Rupee Slips Past 90 Against Dollar as Markets Brace for Volatile December

The Indian rupee’s slide past the ninety mark against the United States dollar has sent a ripple across financial markets this week. Traders were expecting a weak close to the year, but many said the pace of the fall caught them off guard. The moment the currency breached ninety, it felt like a psychological wall had cracked. And once that kind of wall breaks, it rarely goes back quickly.

Early Wednesday morning, dealers across Mumbai’s currency markets were glued to their screens as the rupee opened sharply lower. Within minutes, it settled around 90.12 per dollar. The room fell quiet for a second before the usual chatter resumed. One senior dealer told me, half joking but half serious, that everyone had been waiting for this number even though no one wanted it to come so soon.

Traders Admit Pressure Is Real

While the Reserve Bank of India has been active in the market through the year, traders said the pressure this week felt heavier. Foreign investors have pulled out billions from Indian equities since January, leaving a clear dent in demand for the rupee. A private bank trader said, “The outflows have been persistent. We defend the currency for a few hours and then a new wave of selling shows up. At some point the market just gives in.”

He added that some investors are worried about slow foreign direct investment and the uncertainty around global trade. When big money hesitates, the currency usually reflects that fear.

Oil Prices Add More Weight

One major reason behind the rupee’s weakness is India’s dependence on imported crude oil. Any jump in global oil prices hits India directly. Importers need dollars to pay for shipments and that dollar demand often pushes the rupee lower. This month, crude prices have remained firm. For a country that imports more than eighty percent of its oil needs, even a small increase can snowball into a larger currency impact.

A senior economist at a Delhi based think tank explained it quite simply. “If oil stays high, the rupee struggles. That is the rule. And right now the global situation is tense which means oil is unlikely to soften quickly.”

Inflation Concerns Resurface

A weaker rupee also raises questions about inflation. Every time the currency drops, imported goods become costlier. Electronic items, mobile phones, laptops, industrial machinery, chemicals, and even edible oil feel the heat. Consumers may not notice the impact immediately, but the pressure builds quietly across industries.

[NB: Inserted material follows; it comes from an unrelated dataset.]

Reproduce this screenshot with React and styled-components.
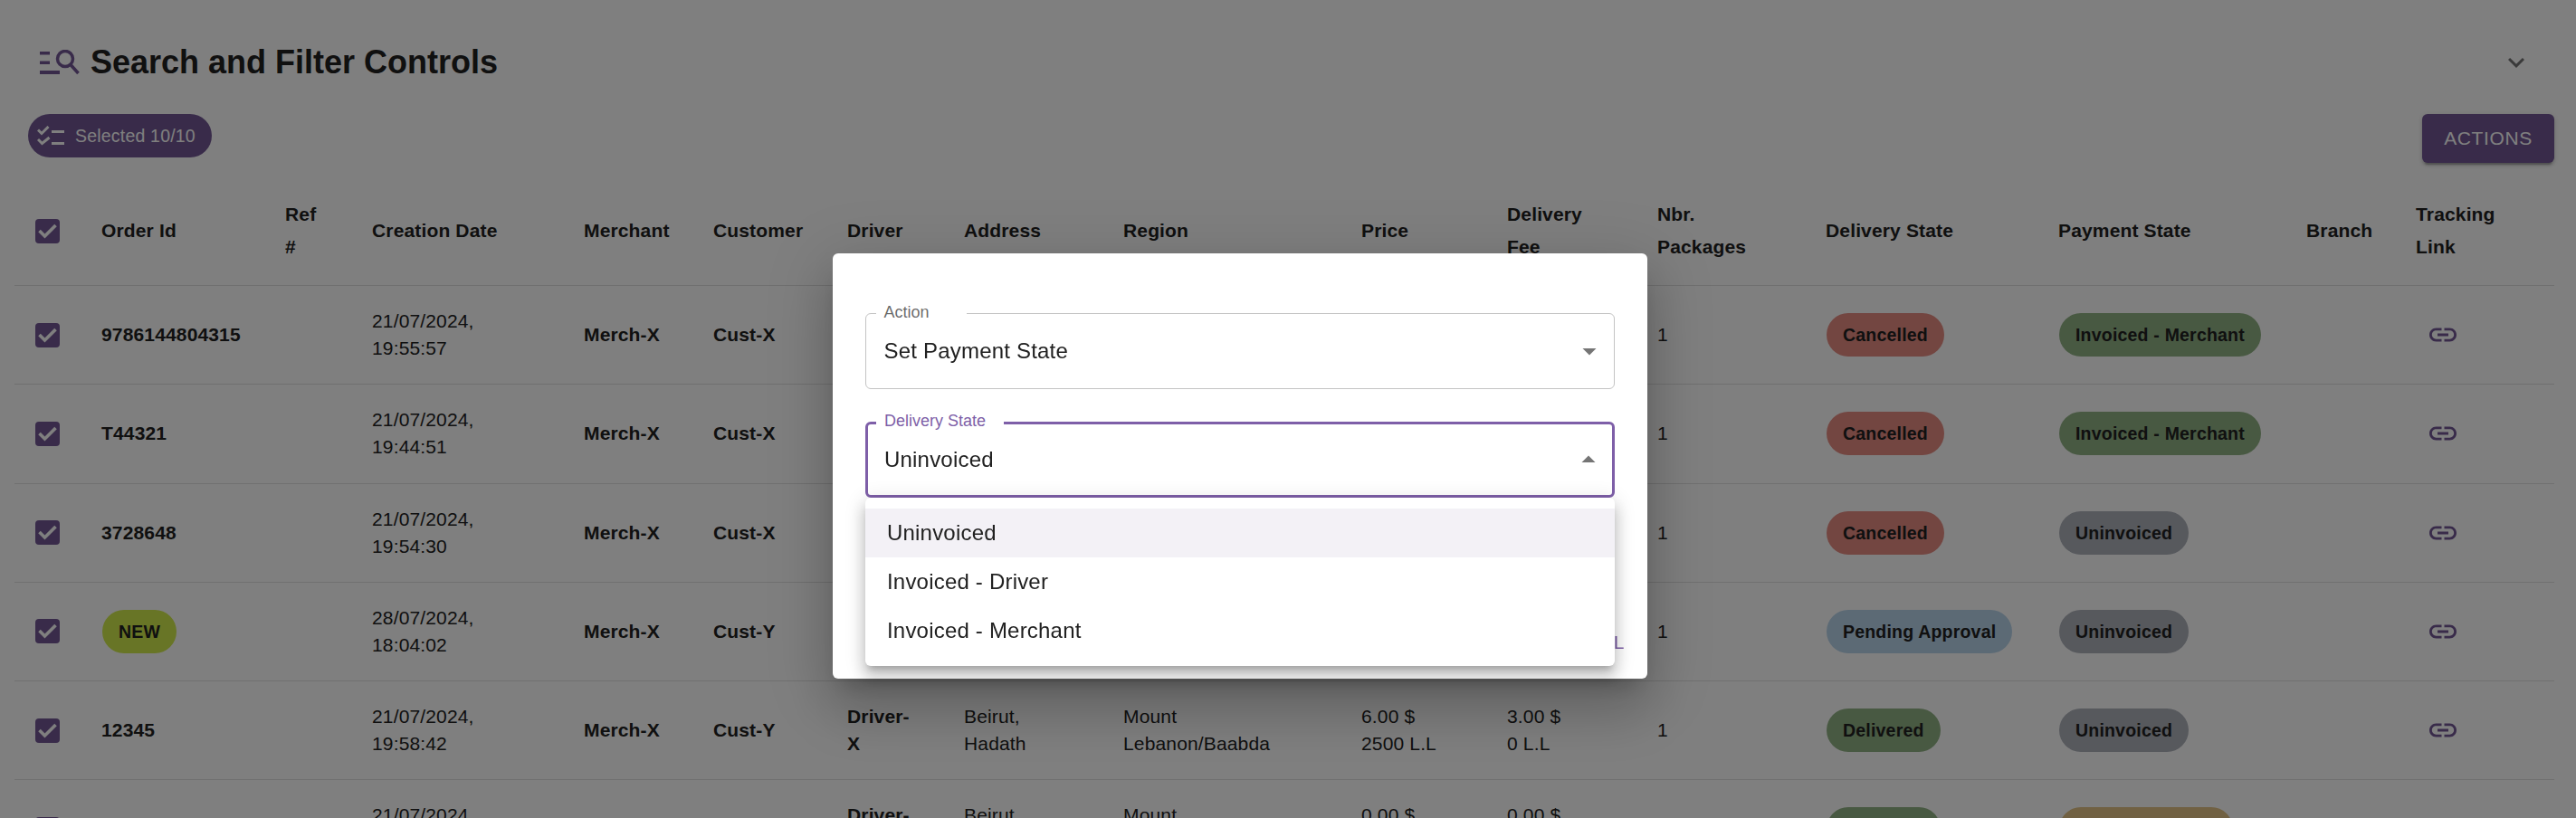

Retailers say that price revisions usually come in the next cycle, not instantly. A Mumbai electronics store owner who sources products from China and Vietnam told me, “When the rupee falls fast, we know that landed costs will rise. We try to absorb small increases, but if the trend continues we end up adjusting prices.”

This is exactly what the government does not want at the end of the year. Inflation has been stubborn and any currency driven impact adds to the challenge.

IT Sector Finds a Silver Lining

There is one group that quietly benefits from a weaker rupee. Indian IT companies. Since most of their revenue comes in dollars, the conversion automatically boosts their rupee income. Some analysts say this is one reason why IT stocks have seen small gains even as the currency has struggled.

A Bengaluru based analyst said, “Every one rupee fall improves margins for export heavy companies. So while the broader economy faces headwinds, the export sector gets a cushion.”

What Happens Next

Currency experts expect the rupee to remain volatile through December. Much of the movement will depend on foreign flows, oil prices, and global cues. If the United States Federal Reserve tightens policies again or hints at higher interest rates, emerging market currencies like the rupee could feel more heat.

However, some traders believe the rupee might stabilise once the initial shock wears off. An FX strategist at a global bank told me, “Breaking ninety was dramatic, but markets usually settle after absorbing a big move. The key now is whether outflows slow down.”

Impact on Ordinary People

For the average Indian household, the biggest visible change will be in imported goods and fuel prices. Travel abroad becomes costlier too. Even paying for international online services gets more expensive. Students studying overseas also feel the pinch since fees and living costs climb as the rupee drops.

At the same time, Indians earning in dollars, including freelancers and families receiving remittances, get more rupees for each dollar. It is a small relief in an otherwise challenging situation.

Final Word

The fall of the rupee past ninety is not just a market headline. It is a reminder of how deeply India is tied to global currents. The next few weeks will reveal whether this is a temporary slide or the start of a longer trend. For now, both the government and the central bank will be under pressure to calm markets and reassure investors. The journey ahead looks unpredictable, and the only certainty is that every tiny movement of the dollar will be watched closely.